And now we see we have a right triangle where we know all of the side lengths of this right triangle and all of its internal angles. So, once again, we can use this right triangle to evaluate our trigonometric functions. To do this, we need to label the sides of this right triangle based on their position relative to the angle. However, this time, we have two choices. We can label the sides based on their position relative to 60 degrees or based on their position relative to 30 degrees. This will allow us to evaluate the trigonometric functions at 60 degrees and 30 degrees.

Let’s start by labeling the sides of this triangle based on their position relative to the angle of 60 degrees. We’ll do this by resketching the right triangle. First, as we’ve already discussed, the hypotenuse of this right triangle is two, since it’s the longest side opposite the right angle. Next, the side opposite the angle of 60 degrees is the opposite side. That’s the side of length root three. Finally, the remaining side adjacent to our angle of 60 degrees is the adjacent side. That’s the side of length one.

We can now use this to evaluate the sin, cos, and tan of 60 degrees. Let’s start with the sin of 60 degrees. It’s the length of the opposite side to 60 degrees divided by the hypotenuse. That’s root three divided by two. Next, the cos of 60 degrees is the length of the adjacent side divided by the length of the hypotenuse. This is one divided by two, or one-half. Finally, the tan of 60 degrees is the length of the opposite side divided by the length of the adjacent side. We can see this is root three divided by one, which simplifies to give us root three.

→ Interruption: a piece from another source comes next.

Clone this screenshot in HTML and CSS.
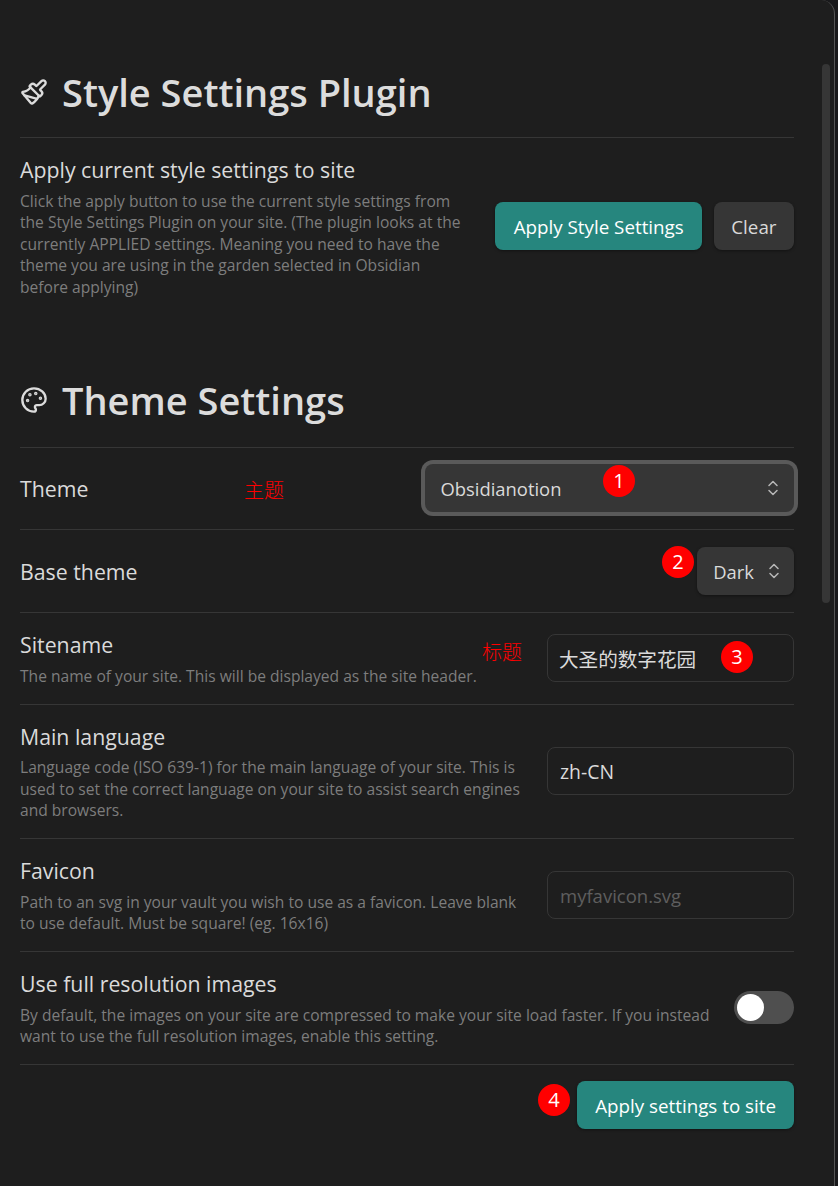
FILE: index.html
```html
<!DOCTYPE html>
<html lang="en">
<head>
    <meta charset="UTF-8">
    <meta name="viewport" content="width=device-width, initial-scale=1.0">
    <title>Style Settings</title>
    <link rel="stylesheet" href="styles.css">
</head>
<body>
    <div class="modal">
        <div class="scrollbar"></div>
        <div class="content">
            <h2 class="heading heading-first">
                <svg class="heading-icon" viewBox="0 0 24 24"><path d="m14.622 17.897-10.68-2.913"/><path d="M18.376 2.622a1 1 0 1 1 3.002 3.002L17.36 9.643a.5.5 0 0 0 0 .707l.944.944a2.41 2.41 0 0 1 0 3.408l-.944.944a.5.5 0 0 1-.707 0L8.354 7.348a.5.5 0 0 1 0-.707l.944-.944a2.41 2.41 0 0 1 3.408 0l.944.944a.5.5 0 0 0 .707 0z"/><path d="M9 8c-1.804 2.71-3.97 3.46-6.583 3.948a.507.507 0 0 0-.302.819l7.32 8.883a1 1 0 0 0 1.185.204C12.735 20.405 16 16.792 16 15"/></svg>
                Style Settings Plugin
            </h2>
            <div class="setting">
                <div class="setting-info narrow">
                    <div class="setting-name">Apply current style settings to site</div>
                    <div class="setting-desc">Click the apply button to use the current style settings from the Style Settings Plugin on your site. (The plugin looks at the currently APPLIED settings. Meaning you need to have the theme you are using in the garden selected in Obsidian before applying)</div>
                </div>
                <div class="setting-control">
                    <button class="btn btn-accent btn-wide">Apply Style Settings</button>
                    <button class="btn btn-slim">Clear</button>
                </div>
            </div>

            <h2 class="heading heading-second">
                <svg class="heading-icon" viewBox="0 0 24 24"><circle cx="13.5" cy="6.5" r=".5" fill="currentColor"/><circle cx="17.5" cy="10.5" r=".5" fill="currentColor"/><circle cx="8.5" cy="7.5" r=".5" fill="currentColor"/><circle cx="6.5" cy="12.5" r=".5" fill="currentColor"/><path d="M12 2C6.5 2 2 6.5 2 12s4.5 10 10 10c.926 0 1.648-.746 1.648-1.688 0-.437-.18-.835-.437-1.125-.29-.289-.438-.652-.438-1.125a1.64 1.64 0 0 1 1.668-1.668h1.996c3.051 0 5.555-2.503 5.555-5.554C21.965 6.012 17.461 2 12 2z"/></svg>
                Theme Settings
            </h2>
            <div class="setting setting-tight">
                <div class="setting-info">
                    <div class="setting-name single">Theme</div>
                </div>
                <div class="select select-focus">
                    <span>Obsidianotion</span>
                    <svg class="chevrons" viewBox="0 0 12 18"><path d="M2 6.5 6 2.5l4 4M2 11.5l4 4 4-4"/></svg>
                </div>
            </div>
            <div class="setting">
                <div class="setting-info">
                    <div class="setting-name single">Base theme</div>
                </div>
                <div class="select">
                    <span>Dark</span>
                    <svg class="chevrons" viewBox="0 0 12 18"><path d="M2 6.5 6 2.5l4 4M2 11.5l4 4 4-4"/></svg>
                </div>
            </div>
            <div class="setting">
                <div class="setting-info">
                    <div class="setting-name">Sitename</div>
                    <div class="setting-desc">The name of your site. This will be displayed as the site header.</div>
                </div>
                <input class="text-input text-input-cjk" type="text" value="大圣的数字花园">
            </div>
            <div class="setting">
                <div class="setting-info">
                    <div class="setting-name">Main language</div>
                    <div class="setting-desc">Language code (ISO 639-1) for the main language of your site. This is used to set the correct language on your site to assist search engines and browsers.</div>
                </div>
                <input class="text-input" type="text" value="zh-CN">
            </div>
            <div class="setting">
                <div class="setting-info">
                    <div class="setting-name">Favicon</div>
                    <div class="setting-desc">Path to an svg in your vault you wish to use as a favicon. Leave blank to use default. Must be square! (eg. 16x16)</div>
                </div>
                <input class="text-input" type="text" placeholder="myfavicon.svg">
            </div>
            <div class="setting">
                <div class="setting-info">
                    <div class="setting-name">Use full resolution images</div>
                    <div class="setting-desc">By default, the images on your site are compressed to make your site load faster. If you instead want to use the full resolution images, enable this setting.</div>
                </div>
                <div class="toggle"><div class="toggle-knob"></div></div>
            </div>
            <div class="setting setting-footer">
                <button class="btn btn-accent">Apply settings to site</button>
            </div>
        </div>

        <!-- annotations drawn on top of the screenshot -->
        <span class="note note-theme">主题</span>
        <span class="note note-title">标题</span>
        <span class="badge badge-1">1</span>
        <span class="badge badge-2">2</span>
        <span class="badge badge-3">3</span>
        <span class="badge badge-4">4</span>
    </div>
</body>
</html>
```

FILE: styles.css
```css
html, body {
    margin: 0;
    height: 100%;
    background: #19191b;
}
body {
    font-family: "Open Sans", "Noto Sans CJK SC", sans-serif;
    color: #dadada;
    overflow: hidden;
}
.modal {
    position: relative;
    box-sizing: border-box;
    width: 835px;
    height: 1186px;
    background: #1e1e1e;
    border-right: 1px solid #555555;
    border-top-right-radius: 14px;
}
.content {
    width: 774px;
    padding: 65px 0 0 20px;
}
.scrollbar {
    position: absolute;
    left: 822px;
    top: 64px;
    width: 8px;
    height: 539px;
    border-radius: 4px;
    background: #363636;
}
.heading {
    display: flex;
    align-items: center;
    gap: 14px;
    margin: 0;
    font-size: 38px;
    line-height: 54px;
    font-weight: 600;
    color: #dcdcdc;
}
.heading-first {
    margin-bottom: 18px;
}
.heading-second {
    margin-top: 58px;
    margin-bottom: 20px;
}
.heading-icon {
    width: 28px;
    height: 28px;
    fill: none;
    stroke: currentColor;
    stroke-width: 2;
    stroke-linecap: round;
    stroke-linejoin: round;
}
.setting {
    display: flex;
    justify-content: space-between;
    align-items: center;
    gap: 20px;
    padding: 17px 0;
    border-top: 1px solid #363636;
}
.setting-tight {
    padding-top: 16px;
}
.setting-info {
    flex: 1;
    min-width: 0;
}
.setting-info.narrow {
    flex: 0 0 445px;
}
.setting-name {
    font-size: 21.3px;
    line-height: 28px;
    padding-top: 1px;
    margin-bottom: 6.5px;
    color: #dadada;
}
.setting-name.single {
    padding-top: 2px;
    margin-bottom: 0;
}
.setting-desc {
    font-size: 15.6px;
    line-height: 21.3px;
    color: #7d7d7d;
}
.narrow .setting-desc {
    line-height: 21.5px;
}
.setting-control {
    display: flex;
    gap: 12px;
    margin-top: -2px;
}
.btn {
    height: 48px;
    padding: 2px 18px 0;
    border: none;
    border-radius: 8px;
    font: inherit;
    font-size: 18.8px;
    color: #dadada;
    background: #363636;
    box-shadow: 0 1px 3px rgba(0, 0, 0, 0.4);
    white-space: nowrap;
}
.btn-wide {
    padding: 2px 18px 0 19px;
}
.btn-slim {
    padding: 2px 17.5px 0;
}
.btn-accent {
    color: #ffffff;
    background: #26867e;
}
.select {
    display: flex;
    align-items: center;
    justify-content: space-between;
    box-sizing: border-box;
    height: 48px;
    padding: 0 14px 0 16px;
    gap: 14px;
    border-radius: 8px;
    font-size: 18.4px;
    background: #363636;
    box-shadow: 0 1px 3px rgba(0, 0, 0, 0.4);
}
.select-focus {
    width: 369px;
    padding-left: 15.5px;
    padding-right: 15px;
    box-shadow: 0 0 0 4px #5a5a5a;
}
.chevrons {
    width: 12px;
    height: 18px;
    fill: none;
    stroke: #b8b8b8;
    stroke-width: 1.5;
    stroke-linecap: round;
    stroke-linejoin: round;
}
.text-input {
    box-sizing: border-box;
    flex: none;
    width: 247px;
    height: 48px;
    padding: 0 12px;
    border: 1px solid #363636;
    border-radius: 8px;
    font: inherit;
    font-size: 19.4px;
    color: #dadada;
    background: #1e1e1e;
}
.text-input-cjk {
    padding-left: 11px;
    font-size: 19.6px;
}
.text-input::placeholder {
    font-size: 18.5px;
    color: #5e5e5e;
}
.toggle {
    flex: none;
    box-sizing: border-box;
    width: 60px;
    height: 33px;
    margin-top: -2px;
    padding: 3px;
    border-radius: 17px;
    background: #4f4f4f;
}
.toggle-knob {
    width: 27px;
    height: 27px;
    border-radius: 50%;
    background: #ffffff;
}
.setting-footer {
    justify-content: flex-end;
    padding-top: 16px;
}
.note {
    position: absolute;
    font-size: 20px;
    font-weight: 300;
    line-height: 26px;
    color: #ff0000;
}
.note-theme {
    left: 244px;
    top: 478px;
}
.note-title {
    left: 482px;
    top: 640px;
}
.badge {
    position: absolute;
    width: 32px;
    height: 32px;
    border-radius: 50%;
    background: #ff0000;
    color: #ffffff;
    font-size: 20px;
    line-height: 32px;
    text-align: center;
}
.badge-1 { left: 603px; top: 465px; }
.badge-2 { left: 662px; top: 546px; }
.badge-3 { left: 721px; top: 641px; }
.badge-4 { left: 538px; top: 1084px; }
```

So this allowed us to evaluate the trigonometric functions at 60 degrees. Let’s now relabel our right triangle based on their position relative to 30 degrees to evaluate the trigonometric functions at 30 degrees. Once again, we’ll do this by resketching the right triangle. The hypotenuse stays the same; it’s still the side opposite the right angle. However, the sides labeled the opposite and adjacent sides switch around, since now the side of length one is opposite the angle of 30 degrees and the side of length root three is adjacent the angle of 30 degrees.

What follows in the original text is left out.